Luego, la crema de leche o nata. Yo uso la misma cantidad que la de leche condensada. Un truco que tengo para no ensuciar cacharros de más es usar la lata vacía de la leche condensada como medidor para la crema. Funciona perfecto.

Y finalmente, la estrella: el jugo de maracuyá concentrado. Esto es lo que le da el carácter, esa acidez que corta el dulzor y te transporta al trópico. A veces, si me siento con energía, uso la pulpa de unas cuatro frutas frescas, la licúo un poco y la cuelo para quitarle las semillas. El sabor es más intenso, más salvaje.

El «trabajo duro» que dura tres minutos

Aquí es donde ocurre la magia, y es tan rápido que si parpadeas, te lo pierdes. No hay secretos, ni técnicas complicadas. Pones los tres ingredientes en el vaso de la licuadora y le das al botón.

Me gusta observar cómo la mezcla se transforma. Pasa de ser un líquido brillante a una crema espesa y pálida. Sabes que está lista cuando el sonido de la licuadora se vuelve más profundo y la mezcla se mueve con dificultad. Un par de minutos, tres como máximo, son suficientes.

Una vez intenté batir la nata por separado hasta que estuviera semi montada, antes de mezclarla con el resto de forma envolvente. El resultado fue una mousse tan aireada que casi flotaba. Es un paso extra, pero si tienes cinco minutos más, la diferencia en la textura se nota una barbaridad.

Después, simplemente la vierto en recipientes. A veces uso un bol grande si somos muchos, pero lo que más me gusta es usar copas de vino bajas o vasos de whisky. El cristal transparente permite ver la cremosidad del postre y queda muy elegante.

La parte más difícil de la receta es la espera. Hay que cubrir los recipientes con film transparente y llevarlos a la nevera. Necesita, como mínimo, unas tres horas para coger cuerpo, pero he aprendido que el mejor resultado se obtiene si la preparas la noche anterior. La textura se asienta y los sabores se integran de una forma increíble.

Cosas que he aprendido después de varios intentos

Con el tiempo, he ido experimentando. Un día, por pura curiosidad, trituré un paquete de galletas tipo María con un poco de mantequilla derretida y puse esa base en el fondo de las copas antes de verter la mousse. Ese toque crujiente cambió las reglas del juego.

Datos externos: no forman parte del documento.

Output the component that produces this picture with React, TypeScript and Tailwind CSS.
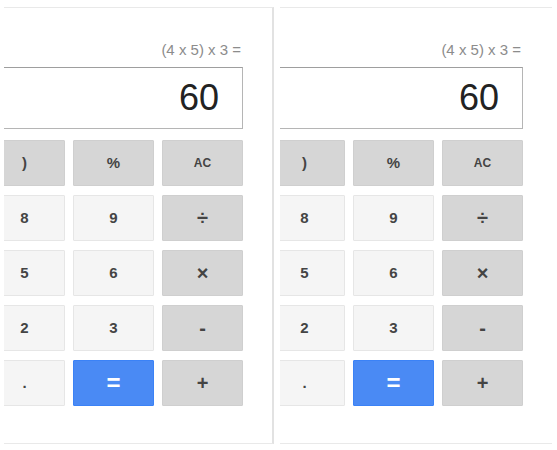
import React from "react";

type Key = { label: string; kind: "num" | "op" | "eq"; small?: boolean };

// first column stays hidden behind the card edge, so it carries no label
const rows: Key[][] = [
  [
    { label: "", kind: "op" },
    { label: ")", kind: "op" },
    { label: "%", kind: "op" },
    { label: "AC", kind: "op", small: true },
  ],
  [
    { label: "", kind: "num" },
    { label: "8", kind: "num" },
    { label: "9", kind: "num" },
    { label: "÷", kind: "op" },
  ],
  [
    { label: "", kind: "num" },
    { label: "5", kind: "num" },
    { label: "6", kind: "num" },
    { label: "×", kind: "op" },
  ],
  [
    { label: "", kind: "num" },
    { label: "2", kind: "num" },
    { label: "3", kind: "num" },
    { label: "-", kind: "op" },
  ],
  [
    { label: "", kind: "num" },
    { label: ".", kind: "num" },
    { label: "=", kind: "eq" },
    { label: "+", kind: "op" },
  ],
];

function CalcKey({ k }: { k: Key }) {
  const base =
    "flex h-[46px] w-[81px] items-center justify-center rounded-[1px] border font-bold";
  if (k.kind === "eq") {
    return (
      <div className={`${base} border-[#3b82f6] bg-[#4a8af4] text-[24px] text-white`}>
        {k.label}
      </div>
    );
  }
  if (k.kind === "op") {
    return (
      <div
        className={`${base} border-[#cfcfcf] bg-[#d6d6d6] text-[#444] ${
          k.small ? "text-[12px]" : k.label.length === 1 && "×÷+-".includes(k.label) ? "text-[20px]" : "text-[15px]"
        }`}
      >
        {k.label}
      </div>
    );
  }
  return (
    <div className={`${base} border-[#e6e6e6] bg-[#f5f5f5] text-[15px] text-[#444]`}>
      {k.label}
    </div>
  );
}

function Calculator({ className }: { className: string }) {
  return (
    <div className={`mt-[7px] flex h-[437px] justify-end overflow-hidden border-y border-[#e9e9e9] bg-white ${className}`}>
      <div className="flex w-[348px] shrink-0 flex-col items-end pr-[29px] pt-[33px]">
        <div className="h-[18px] pr-[2px] text-[15px] leading-[18px] text-[#8c8c8c]">(4 x 5) x 3 =</div>
        <div className="mt-[8px] flex h-[62px] w-full items-center justify-end border border-[#b5b5b5] border-t-[#9e9e9e] bg-white pr-[23px] text-[36px] text-[#222]">
          60
        </div>
        <div className="mt-[11px] flex flex-col gap-[9px]">
          {rows.map((r, i) => (
            <div key={i} className="flex gap-[8px]">
              {r.map((k, j) => (
                <CalcKey key={j} k={k} />
              ))}
            </div>
          ))}
        </div>
      </div>
    </div>
  );
}

export default function App() {
  return (
    <div
      className="flex h-[450px] w-[557px] bg-white"
      style={{ fontFamily: '"Liberation Sans", Arial, sans-serif' }}
    >
      <Calculator className="ml-[4px] w-[270px] border-r-2 border-r-[#e2e2e2]" />
      <Calculator className="ml-[6px] w-[272px]" />
    </div>
  );
}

Mi amiga que siempre está contando calorías me retó a hacer una versión más ligera. Probé a sustituir la crema de leche por yogur griego natural. El resultado fue bueno, pero diferente. La textura no es tan aireada, es más densa, como un postre de queso, pero el sabor sigue siendo espectacular y te ahorras unas cuantas calorías.

Para servirla, lo que más me gusta es la sencillez. Justo antes de llevarla a la mesa, abro una fruta de maracuyá fresca y dejo caer un poco de su pulpa con las semillas por encima. Ese contraste de las semillas negras y crujientes sobre la mousse pálida y suave es visualmente precioso y aporta una explosión de sabor ácido.

Aquella primera vez, cuando mis amigos llegaron, saqué las copas de la nevera sin muchas esperanzas. Las puse en la mesa y, tras la primera cucharada, se hizo un silencio absoluto. Todos me miraron como si hubiera revelado un secreto culinario guardado bajo llave.

Y así, lo que empezó como una solución de emergencia un día de calor, se ha convertido en mi postre de cabecera, el que preparo cuando quiero quedar bien sin complicarme la vida.

Es curioso cómo algo tan simple, que apenas requiere esfuerzo, puede generar tanto alboroto en una mesa. Supongo que a veces no se necesita más.